Given a linked list,
swap every two adjacent nodes and return its head.
You must solve the problem without modifying the
values in the list's nodes (i.e., only nodes themselves may be changed.)

Problem statement taken from: https://leetcode.com/problems/swap-nodes-in-pairs

Example 1:

Input: head = [1, 2, 3, 4]
Output: [2, 1, 4, 3]

Example 2:

Input: head = []
Output: []

Example 3:

Input: head = [1]
Output: [1]

Constraints:

- The number of nodes in the list is in the range [0, 100].
- 0 <= Node.val <= 100

Explanation

Swapping links

Since the node values cannot be swapped,
changing links is a better idea in general.

Algorithm

- if head == NULL || head->next == NULL
  - return head

- set ListNode* prev = head
      ListNode* curr = head->next

- set head = curr and initialize ListNode* next

- loop while true
  - set next = curr->next
  - point curr->next = prev

  - if next == NULL || next->next == NULL
    - set prev->next = next
    - break // break the loop

  - point prev->next = next->next

  - set prev = next

  - set curr = prev->next

- return head

The time complexity of the above program is O(N)
where N is the number of nodes in a given linked list.

C++ Solution

class Solution {
public:
    ListNode* swapPairs(ListNode* head) {
        if(head == NULL || head->next == NULL){
            return head;
        }

        ListNode* prev = head;
        ListNode* curr = head->next;

        head = curr;

        ListNode* next;
        while(true){
            next = curr->next;
            curr->next = prev;

            if(next == NULL || next->next == NULL){
                prev->next = next;
                break;
            }

            prev->next = next->next;

            prev = next;

            curr = prev->next;
        }

        return head;
    }
};

Golang Solution

func swapPairs(head *ListNode) *ListNode {
    if head == nil || head.Next == nil {
        return head
    }

    prev := head
    curr := head.Next

    head = curr

    for true {
        next := curr.Next
        curr.Next = prev

        if next == nil || next.Next == nil {
            prev.Next = next;
            break;
        }

        prev.Next = next.Next;

        prev = next;

        curr = prev.Next;
    }

    return head
}

Javascript solution

var swapPairs = function(head) {
    if( head == null || head.next == null ){
        return head;
    }

    let prev = head;
    let curr = head.next;

    head = curr;

    while(true){
        let next = curr.next;
        curr.next = prev;

        if(next == null || next.next == null){
            prev.next = next;
            break;
        }

        prev.next = next.next;

        prev = next;

        curr = prev.next;
    }

    return head;
};

Let's dry-run our algorithm to see how the solution works.

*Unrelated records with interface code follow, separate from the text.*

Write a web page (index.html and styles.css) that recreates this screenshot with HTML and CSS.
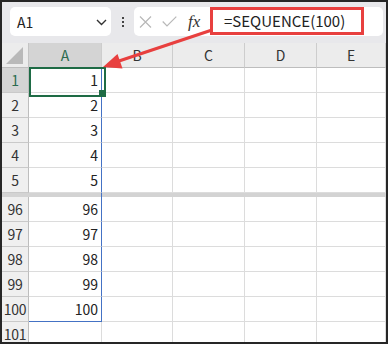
FILE: index.html
```html
<!DOCTYPE html>
<html lang="ja">
<head>
    <meta charset="UTF-8">
    <meta name="viewport" content="width=device-width, initial-scale=1.0">
    <title>SEQUENCE</title>
    <link rel="stylesheet" href="styles.css">
</head>
<body>

<div class="frame">
    <div class="toolbar">
        <div class="namebox">
            <span>A1</span>
            <svg class="chevron" width="11" height="7" viewBox="0 0 11 7"><polyline points="1,1 5.5,5.5 10,1" fill="none" stroke="#333" stroke-width="1.4"/></svg>
        </div>
        <div class="vdots"><i></i><i></i><i></i></div>
        <div class="formulabox">
            <svg class="icon-x" width="13" height="12" viewBox="0 0 13 12"><path d="M1 0.5 L12 11.5 M12 0.5 L1 11.5" stroke="#b8b8b8" stroke-width="1.2" fill="none"/></svg>
            <svg class="icon-ok" width="15" height="11" viewBox="0 0 15 11"><polyline points="0.7,5.5 5,10 14.3,0.6" fill="none" stroke="#b8b8b8" stroke-width="1.2"/></svg>
            <span class="fx">fx</span>
            <div class="formula">=SEQUENCE(100)</div>
        </div>
    </div>

    <div class="sheet">
        <div class="corner"><svg width="18" height="18" viewBox="0 0 18 18"><polygon points="0,17 17,17 17,0" fill="#b9b9b9"/></svg></div>
        <div class="ch sel">A</div><div class="ch">B</div><div class="ch">C</div><div class="ch">D</div><div class="ch">E</div>

        <div class="rh sel">1</div><div class="c a active">1</div><div class="c"></div><div class="c"></div><div class="c"></div><div class="c"></div>
        <div class="rh">2</div><div class="c a">2</div><div class="c"></div><div class="c"></div><div class="c"></div><div class="c"></div>
        <div class="rh">3</div><div class="c a">3</div><div class="c"></div><div class="c"></div><div class="c"></div><div class="c"></div>
        <div class="rh">4</div><div class="c a">4</div><div class="c"></div><div class="c"></div><div class="c"></div><div class="c"></div>
        <div class="rh">5</div><div class="c a">5</div><div class="c"></div><div class="c"></div><div class="c"></div><div class="c"></div>

        <div class="split"></div><div class="split a"></div><div class="split"></div><div class="split"></div><div class="split"></div><div class="split"></div>

        <div class="rh">96</div><div class="c a">96</div><div class="c"></div><div class="c"></div><div class="c"></div><div class="c"></div>
        <div class="rh">97</div><div class="c a">97</div><div class="c"></div><div class="c"></div><div class="c"></div><div class="c"></div>
        <div class="rh">98</div><div class="c a">98</div><div class="c"></div><div class="c"></div><div class="c"></div><div class="c"></div>
        <div class="rh">99</div><div class="c a">99</div><div class="c"></div><div class="c"></div><div class="c"></div><div class="c"></div>
        <div class="rh">100</div><div class="c a last">100</div><div class="c"></div><div class="c"></div><div class="c"></div><div class="c"></div>
        <div class="rh">101</div><div class="c"></div><div class="c"></div><div class="c"></div><div class="c"></div><div class="c"></div>
    </div>

    <!-- annotation arrow -->
    <svg class="arrow" width="388" height="344" viewBox="0 0 388 344">
        <line x1="212" y1="30" x2="116" y2="62" stroke="#e8403f" stroke-width="3"/>
        <polygon points="103,67 122.5,68.5 117.5,54" fill="#e8403f"/>
    </svg>
</div>

</body>
</html>
```

FILE: styles.css
```css
* {
    box-sizing: border-box;
}
body {
    margin: 0;
    font-family: "Noto Sans CJK JP", "Noto Sans", sans-serif;
    color: #222;
}
.frame {
    position: relative;
    width: 388px;
    height: 344px;
    border: 2px solid #262626;
    overflow: hidden;
    background-color: #ffffff;
}

/* toolbar */
.toolbar {
    display: flex;
    align-items: flex-start;
    height: 41px;
    padding: 5px 3px 0 8px;
    background-color: #e8e8eb;
}
.namebox {
    display: flex;
    align-items: center;
    justify-content: space-between;
    width: 101px;
    height: 29px;
    padding: 0 4px 0 7px;
    background-color: #ffffff;
    border-radius: 5px;
    font-size: 14px;
}
.chevron {
    margin-top: 1px;
}
.vdots {
    display: flex;
    flex-direction: column;
    gap: 2px;
    width: 23px;
    height: 29px;
    align-items: center;
    justify-content: center;
}
.vdots i {
    display: block;
    width: 2px;
    height: 2px;
    background-color: #444;
}
.formulabox {
    display: flex;
    align-items: center;
    flex: 1;
    height: 29px;
    padding-left: 5px;
    background-color: #ffffff;
    border-radius: 5px;
}
.icon-x {
    margin-right: 10px;
}
.icon-ok {
    margin-right: 11px;
}
.fx {
    width: 14px;
    margin-right: 8px;
    font-family: "Liberation Serif", serif;
    font-style: italic;
    font-size: 17px;
    color: #333;
    line-height: 1;
}
.formula {
    align-self: flex-start;
    width: 154px;
    height: 28px;
    padding-left: 11px;
    border: 3px solid #e8403f;
    font-size: 15px;
    line-height: 22px;
    color: #222;
}

/* sheet */
.sheet {
    display: grid;
    grid-template-columns: 27px 73px 71px 72px 72px 1fr;
    grid-template-rows: repeat(6, 25px) 4px repeat(6, 25px);
    font-size: 14px;
}
.corner {
    display: flex;
    align-items: center;
    justify-content: center;
    padding: 1px 0 0 0;
    background-color: #ececec;
    border-right: 1px solid #c4c4c4;
    border-bottom: 1px solid #bdbdbd;
}
.ch {
    text-align: center;
    line-height: 24px;
    background-color: #ececec;
    border-right: 1px solid #cdcdcd;
    border-bottom: 1px solid #bdbdbd;
    color: #333;
}
.rh {
    text-align: center;
    line-height: 24px;
    background-color: #efefef;
    border-right: 1px solid #bdbdbd;
    border-bottom: 1px solid #c9c9c9;
    color: #333;
    letter-spacing: -0.3px;
}
.ch.sel, .rh.sel {
    background-color: #d4d4d4;
    color: #2a6b4f;
}
.c {
    text-align: right;
    padding-right: 3px;
    line-height: 24px;
    border-right: 1px solid #dcdcdc;
    border-bottom: 1px solid #dcdcdc;
}
.c.a {
    border-right-color: #4472c4;
}
.c.last {
    border-bottom-color: #4472c4;
}
.split {
    background-color: #d3d3d3;
}
.split.a {
    border-right: 1px solid #4472c4;
}

/* active cell */
.active {
    position: relative;
}
.active::after {
    content: "";
    position: absolute;
    left: 0;
    top: -1px;
    width: 73px;
    height: 26px;
    border: 2px solid #1e6b45;
}
.active::before {
    content: "";
    position: absolute;
    left: 70px;
    top: 22px;
    width: 5px;
    height: 5px;
    background-color: #1e6b45;
    z-index: 1;
}

.arrow {
    position: absolute;
    top: -2px;
    left: -2px;
    pointer-events: none;
}
```
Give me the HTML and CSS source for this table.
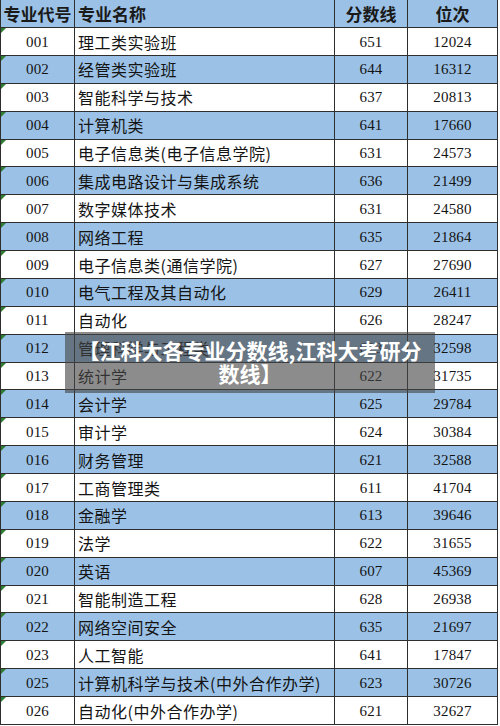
FILE: index.html
```html
<!DOCTYPE html>
<html lang="zh-CN">
<head>
<meta charset="utf-8">
<title>江科大各专业分数线</title>
<link rel="stylesheet" href="styles.css">
</head>
<body>
<div class="page">
  <div class="sheet">
    <div class="row head">
      <div class="cell c1">专业代号</div>
      <div class="cell c2">专业名称</div>
      <div class="cell c3">分数线</div>
      <div class="cell c4">位次</div>
    </div>
    <div class="row"><div class="cell c1 num">001</div><div class="cell c2">理工类实验班</div><div class="cell c3 num">651</div><div class="cell c4 num">12024</div></div>
    <div class="row alt"><div class="cell c1 num">002</div><div class="cell c2">经管类实验班</div><div class="cell c3 num">644</div><div class="cell c4 num">16312</div></div>
    <div class="row"><div class="cell c1 num">003</div><div class="cell c2">智能科学与技术</div><div class="cell c3 num">637</div><div class="cell c4 num">20813</div></div>
    <div class="row alt"><div class="cell c1 num">004</div><div class="cell c2">计算机类</div><div class="cell c3 num">641</div><div class="cell c4 num">17660</div></div>
    <div class="row"><div class="cell c1 num">005</div><div class="cell c2">电子信息类(电子信息学院)</div><div class="cell c3 num">631</div><div class="cell c4 num">24573</div></div>
    <div class="row alt"><div class="cell c1 num">006</div><div class="cell c2">集成电路设计与集成系统</div><div class="cell c3 num">636</div><div class="cell c4 num">21499</div></div>
    <div class="row"><div class="cell c1 num">007</div><div class="cell c2">数字媒体技术</div><div class="cell c3 num">631</div><div class="cell c4 num">24580</div></div>
    <div class="row alt"><div class="cell c1 num">008</div><div class="cell c2">网络工程</div><div class="cell c3 num">635</div><div class="cell c4 num">21864</div></div>
    <div class="row"><div class="cell c1 num">009</div><div class="cell c2">电子信息类(通信学院)</div><div class="cell c3 num">627</div><div class="cell c4 num">27690</div></div>
    <div class="row alt"><div class="cell c1 num">010</div><div class="cell c2">电气工程及其自动化</div><div class="cell c3 num">629</div><div class="cell c4 num">26411</div></div>
    <div class="row"><div class="cell c1 num">011</div><div class="cell c2">自动化</div><div class="cell c3 num">626</div><div class="cell c4 num">28247</div></div>
    <div class="row alt"><div class="cell c1 num">012</div><div class="cell c2">管理科学与工程类</div><div class="cell c3 num">623</div><div class="cell c4 num">32598</div></div>
    <div class="row"><div class="cell c1 num">013</div><div class="cell c2">统计学</div><div class="cell c3 num">622</div><div class="cell c4 num">31735</div></div>
    <div class="row alt"><div class="cell c1 num">014</div><div class="cell c2">会计学</div><div class="cell c3 num">625</div><div class="cell c4 num">29784</div></div>
    <div class="row"><div class="cell c1 num">015</div><div class="cell c2">审计学</div><div class="cell c3 num">624</div><div class="cell c4 num">30384</div></div>
    <div class="row alt"><div class="cell c1 num">016</div><div class="cell c2">财务管理</div><div class="cell c3 num">621</div><div class="cell c4 num">32588</div></div>
    <div class="row"><div class="cell c1 num">017</div><div class="cell c2">工商管理类</div><div class="cell c3 num">611</div><div class="cell c4 num">41704</div></div>
    <div class="row alt"><div class="cell c1 num">018</div><div class="cell c2">金融学</div><div class="cell c3 num">613</div><div class="cell c4 num">39646</div></div>
    <div class="row"><div class="cell c1 num">019</div><div class="cell c2">法学</div><div class="cell c3 num">622</div><div class="cell c4 num">31655</div></div>
    <div class="row alt"><div class="cell c1 num">020</div><div class="cell c2">英语</div><div class="cell c3 num">607</div><div class="cell c4 num">45369</div></div>
    <div class="row"><div class="cell c1 num">021</div><div class="cell c2">智能制造工程</div><div class="cell c3 num">628</div><div class="cell c4 num">26938</div></div>
    <div class="row alt"><div class="cell c1 num">022</div><div class="cell c2">网络空间安全</div><div class="cell c3 num">635</div><div class="cell c4 num">21697</div></div>
    <div class="row"><div class="cell c1 num">023</div><div class="cell c2">人工智能</div><div class="cell c3 num">641</div><div class="cell c4 num">17847</div></div>
    <div class="row alt"><div class="cell c1 num">025</div><div class="cell c2">计算机科学与技术(中外合作办学)</div><div class="cell c3 num">623</div><div class="cell c4 num">30726</div></div>
    <div class="row"><div class="cell c1 num">026</div><div class="cell c2">自动化(中外合作办学)</div><div class="cell c3 num">621</div><div class="cell c4 num">32627</div></div>
  </div>
  <div class="caption">【江科大各专业分数线,江科大考研分数线】</div>
</div>
</body>
</html>
```

FILE: styles.css
```css
html, body {
  margin: 0;
  padding: 0;
  background: #ffffff;
}

.page {
  position: relative;
  width: 500px;
  height: 726px;
  overflow: hidden;
}

.sheet {
  width: 498px;
  border-left: 1px solid #2e2e2e;
  box-sizing: border-box;
  font-family: "Noto Sans CJK SC", "Noto Sans", sans-serif;
  color: #141414;
}

.row {
  display: grid;
  grid-template-columns: 74px 260px 73px 90px;
  height: 27.88px;
  background: #ffffff;
}

.row.alt,
.row.head {
  background: #9bc2e6;
}

.row.head {
  height: 28.1px;
}

.cell {
  box-sizing: border-box;
  border-right: 1px solid #2e2e2e;
  border-bottom: 1px solid #2e2e2e;
  display: flex;
  align-items: center;
  justify-content: center;
  font-size: 16px;
  letter-spacing: 0.5px;
  white-space: nowrap;
  overflow: hidden;
  position: relative;
}

.head .cell {
  font-size: 17px;
  font-weight: 700;
  letter-spacing: 0;
  color: #1a1a1a;
}

.cell.c2 {
  justify-content: flex-start;
  padding-left: 3px;
}

.head .cell.c2 {
  padding-left: 3px;
}

.cell.num {
  font-family: "Liberation Serif", serif;
  font-size: 15px;
  letter-spacing: 0.2px;
  padding-top: 1px;
}

.row:not(.head) .c1::before {
  content: "";
  position: absolute;
  left: 0;
  top: 0;
  width: 0;
  height: 0;
  border-top: 5px solid #2f7d32;
  border-right: 5px solid transparent;
}

.caption {
  position: absolute;
  left: 65px;
  top: 332px;
  width: 370px;
  height: 61px;
  box-sizing: border-box;
  padding: 7px 12px 0;
  background: rgba(70, 70, 70, 0.62);
  color: #ffffff;
  font-family: "Noto Sans CJK SC", "Noto Sans", sans-serif;
  font-weight: 700;
  font-size: 21px;
  line-height: 23px;
  text-align: center;
}
```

Input: head = [1, 2, 3, 4]

Step 1: if (head == NULL || head->next == NULL )
          - false

Step 2: ListNode* prev = head
        ListNode* curr = head->next

                prev
                 |
        head -- [1, 2, 3, 4]
                    |
                   curr

Step 3: head = curr

        prev
         |
        [1, 2, 3, 4]
            |
           curr,
           head

Step 4: ListNode* next

Step 5: loop while true
        - next = curr->next
          - next = 3
        - curr->next = prev
          - curr->next = 1

        - if next == null || next->next == null
          - false

        - prev->next = next->next
          - prev->next = 4

        - prev = next
          - prev = 3

        - curr = prev->next
          - curr = 4

Step 6: loop while true
        - next = curr->next
          - next = nil

        - curr->next = prev
          - curr->next = 3

        - if next == null || next->next == null
          - true
          - break

So the answer is 2 -> 1 -> 4 -> 3